The gang agrees, before they begin the journey, that the bank would be easy to get into, except for one huge obstacle: "Dad."
The gang is wild, free, and undisciplined. Their alliance is one of convenience. They spend much of their time fighting among themselves. Rio's credo is that no one, not even his partners, has the right to know what he's doing, or restrict his behavior in any fashion.
When they arrive in town, Rio finds former ally and mentor Dad Longworth a changed man.
Dad has engaged in a trade-off. He's accepted the benefits of domesticity. In return, as Sheriff, he provides control and protection for the town. His wild, brutal past is an asset. He knows male behavior, and has the toughness necessary to control it. That he combines strength with intelligence allows him to dominate the town.

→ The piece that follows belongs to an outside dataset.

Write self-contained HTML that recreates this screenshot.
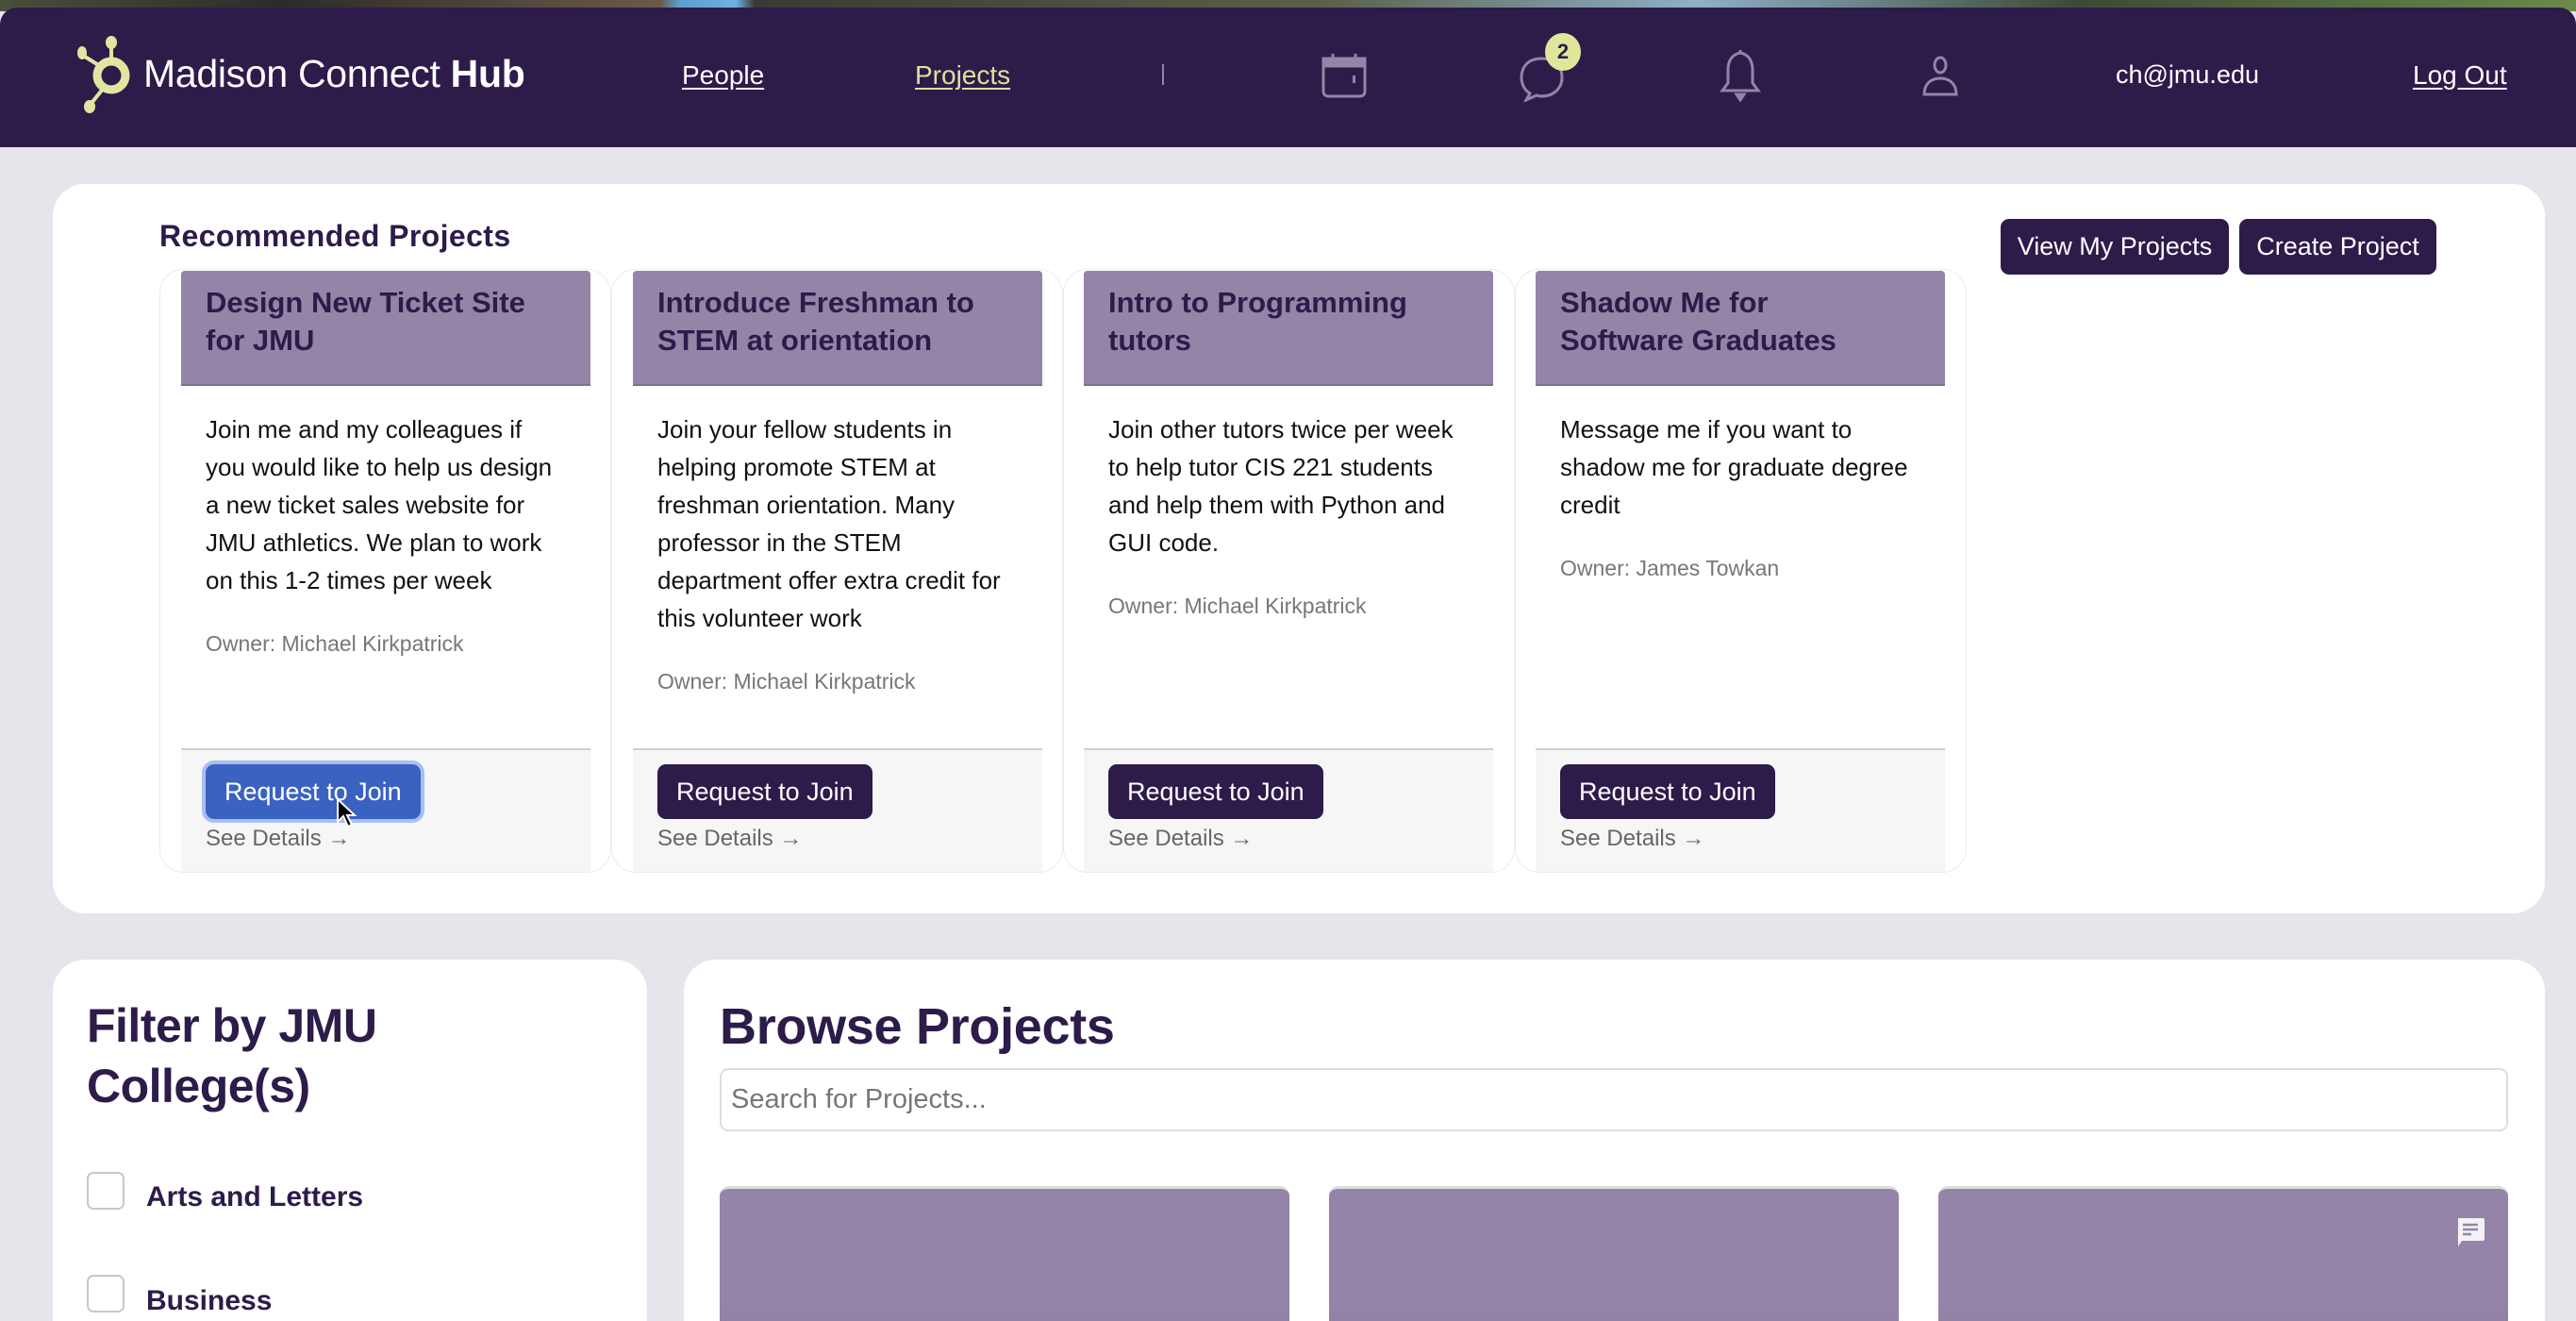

His shrewdness is shown in his making potential problem child Lon (Slim Pickens) his deputy. Lon's natural aggression is channeled. Dad playfully dominates the rest through the force of his personality.
The gang arrives when the town is on the verge of a festival. The festival, like all festivals since primitive times, celebrates prosperity, and more subtly, fertility. The town is productive and fertile because the presence of the strong man protects the women. He keeps the men in line.
This point is made explicit when Dad is momentarily indisposed. The town loses control. Respectable citizens like Howard are shown to be one step away from madness. The town is one step away from chaos.
The next morning Dad reasserts his authority over the town, in brutal fashion.
His problem with Rio/Brando goes deeper. During the night, Rio has gotten into a "bank" under Dad's personal protection: stepdaughter Pina Pellicer.
The obvious question raised is one that feminists wouldn't wish to confront: Is a patriarch necessary? In a brutal and chaotic world, could the town survive and prosper without him? Is the father figure-- "Dad"-- needed for the very existence of civilization?
(AN ASIDE: We're back at Pamela Paul's question: "Are Fathers Necessary?")
Given the social changes our own civilization is undergoing, the diminishing and destruction of the male authority figure, I'd say we're about to find out.